Thomas De Quincey, the future author of…
November 1819 CE
Thomas De Quincey, the future author of Confessions of an English Opium-Eater had become editor of The Westmorland Gazette, a Tory newspaper published in Kendal, in July 1818 after its first editor had been dismissed.
He was unreliable at meeting deadlines, and in June 1819 the proprietors had complained about "their dissatisfaction with the lack of ‘regular communication between the Editor and the Printer’"; he resigns in November 1819.
De Quincey's political sympathies tend towards the right.
He is "a champion of aristocratic privilege," reserves "Jacobin" as his highest term of opprobrium, holds reactionary views on the Peterloo Massacre, on Catholic Emancipation and the enfranchisement of the common people, and yet is also a staunch abolitionist on the issue of slavery.
He had been ready for the University of Oxford aged fifteen in 1801; his scholarship was far in advance of his years.
He had been sent to Manchester Grammar School, in order that after three years' stay he might obtain a scholarship to Brasenose College, Oxford, but he took flight after nineteen months.
His first plan had been to reach William Wordsworth, whose Lyrical Ballads (1798) had consoled him in fits of depression and had awakened in him a deep reverence for the poet, but De Quincey was too timid for that, so he had made his way to Chester, where his mother dwelt, in the hope of seeing a sister.
He had been caught by the older members of the family, but, through the efforts of his uncle, Colonel Penson, had received the promise of a guinea a week to carry out his later project of a solitary tramp through Wales.

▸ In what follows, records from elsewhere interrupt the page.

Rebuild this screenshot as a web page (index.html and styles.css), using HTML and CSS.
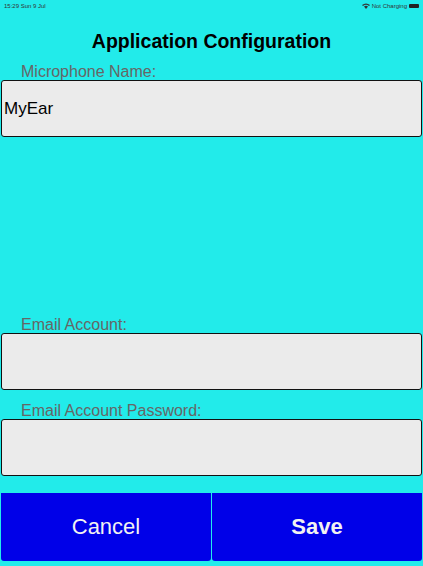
FILE: index.html
```html
<!DOCTYPE html>
<html lang="en">
<head>
<meta charset="UTF-8">
<meta name="viewport" content="width=device-width, initial-scale=1.0">
<title>Application Configuration</title>
<link rel="stylesheet" href="styles.css">
</head>
<body>
    <div class="status-bar">
        <span>15:29 Sun 9 Jul</span>
        <span class="status-right">
            <svg width="8" height="6" viewBox="0 0 8 6"><path d="M0 2 Q4 -1 8 2 L7 3 Q4 0.5 1 3 Z M2 3.5 Q4 2 6 3.5 L4 6 Z" fill="#333"/></svg>
            Not Charging
            <span class="battery"></span>
        </span>
    </div>
    <h1>Application Configuration</h1>
    <div class="field first">
        <label for="mic">Microphone Name:</label>
        <input type="text" class="text-input" id="mic" value="MyEar">
    </div>
    <div class="spacer"></div>
    <div class="field">
        <label for="email">Email Account:</label>
        <input type="email" class="text-input" id="email">
    </div>
    <div class="field">
        <label for="password">Email Account Password:</label>
        <input type="password" class="text-input" id="password">
    </div>
    <div class="buttons">
        <button type="button" class="action-button">Cancel</button>
        <button type="button" class="action-button save-button">Save</button>
    </div>
</body>
</html>
```

FILE: styles.css
```css
body {
    margin: 0;
    padding: 0;
    height: 566px;
    display: flex;
    flex-direction: column;
    background: #22ebea;
    font-family: "Liberation Sans", Arial, sans-serif;
    overflow: hidden;
}

.status-bar {
    height: 12px;
    display: flex;
    justify-content: space-between;
    align-items: center;
    padding: 0 4px;
    font-size: 6px;
    color: #333;
}

.status-right {
    display: flex;
    align-items: center;
    gap: 2px;
}

.battery {
    width: 10px;
    height: 4px;
    background: #222;
    border-radius: 1px;
}

h1 {
    margin: 18px 0 0;
    text-align: center;
    font-size: 19.5px;
    font-weight: bold;
    color: black;
    line-height: 22px;
}

.field {
    display: flex;
    flex-direction: column;
}

label {
    font-size: 16px;
    color: #666;
    margin-left: 21px;
    line-height: 17px;
}

.first label {
    margin-top: 11px;
}

.field + .field label {
    margin-top: 12px;
}

.text-input {
    box-sizing: border-box;
    height: 57px;
    margin: 0 1px;
    border: 1px solid #111;
    border-radius: 3px;
    background: #ebebeb;
    font-family: "Liberation Sans", Arial, sans-serif;
    font-size: 17px;
    color: black;
    padding: 0 2px;
    outline: none;
}

.spacer {
    flex: 1;
}

.buttons {
    display: flex;
    gap: 1px;
    margin: 17px 1px 5px;
}

.action-button {
    flex: 1;
    height: 68px;
    border: none;
    border-radius: 0 0 3px 3px;
    background: #0000e8;
    color: #f2f2f2;
    font-family: "Liberation Sans", Arial, sans-serif;
    font-size: 22px;
}

.save-button {
    font-weight: bold;
}
```
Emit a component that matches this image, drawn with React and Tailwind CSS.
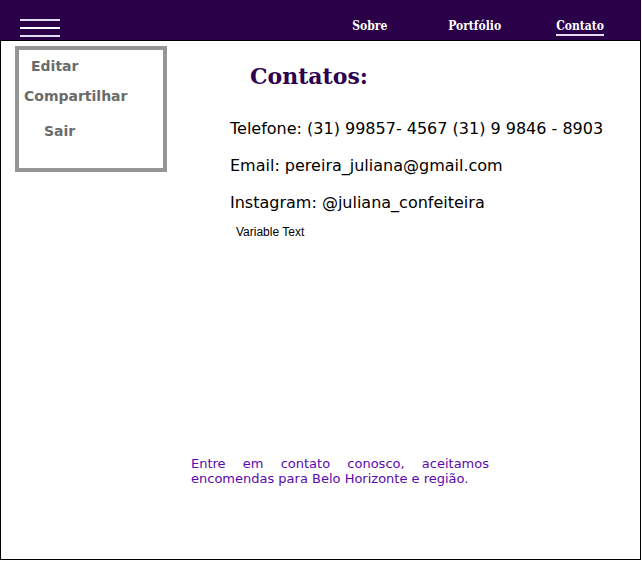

De Quincey lived as a wayfarer from July to November, 1802.
Soon losing his guinea by ceasing to keep his family informed of his whereabouts, he had had difficulty making ends meet.
Still apparently fearing pursuit, he had borrowed some money and traveled to London, where he tried to borrow more.
Having failed, he lived close to starvation rather than return to his family.
This deprived period has left a profound mark upon De Quincey's psychology, and upon the writing he will later do; it forms a major and crucial part of the first section of the Confessions of an English Opium-Eater, and will reappear in various forms throughout the vast body of his lifetime literary work.
Discovered by chance by his friends, De Quincey had been brought home and finally allowed to go to Worcester College, Oxford, on a reduced income.
During this time he began to take opium.
He completed his studies, but failed to take the oral examination leading to a degree; he left the university without graduating.
He became an acquaintance of Samuel Taylor Coleridge and William Wordsworth, having already sought out Charles Lamb in London.
His acquaintance with Wordsworth had led to his settling in 1809 at Grasmere, in the Lake District.
His home for the next ten years will be Dove Cottage, which Wordsworth had occupied and which is now a popular tourist attraction.
De Quincey was married in 1816, and soon after, having no money left, he took up literary work in earnest.
His wife Margaret will bear him eight children before her death in 1837.
Five, however, will predeceased their father; three of De Quincey's daughters will survive him.
De Quincey is to be oppressed by debt for most of his adult life; along with his opium addiction, debt is one of the primary constraints of his existence.
He pursues journalism as the one way available to him to pay his bills; and without financial need it is an open question how much writing he would ever have done.
By his own testimony, De Quincey first used opium in 1804 to relieve his neuralgia; he used it for pleasure, but no more than weekly, through 1812.
It was in 1813 that he first commenced daily usage, in response to illness and his grief over the death of Wordsworth's young daughter Catherine.
In the periods of 1813–16 and 1817–19 his daily dose was very high, and resulted in the sufferings recounted in the final sections of his Confessions.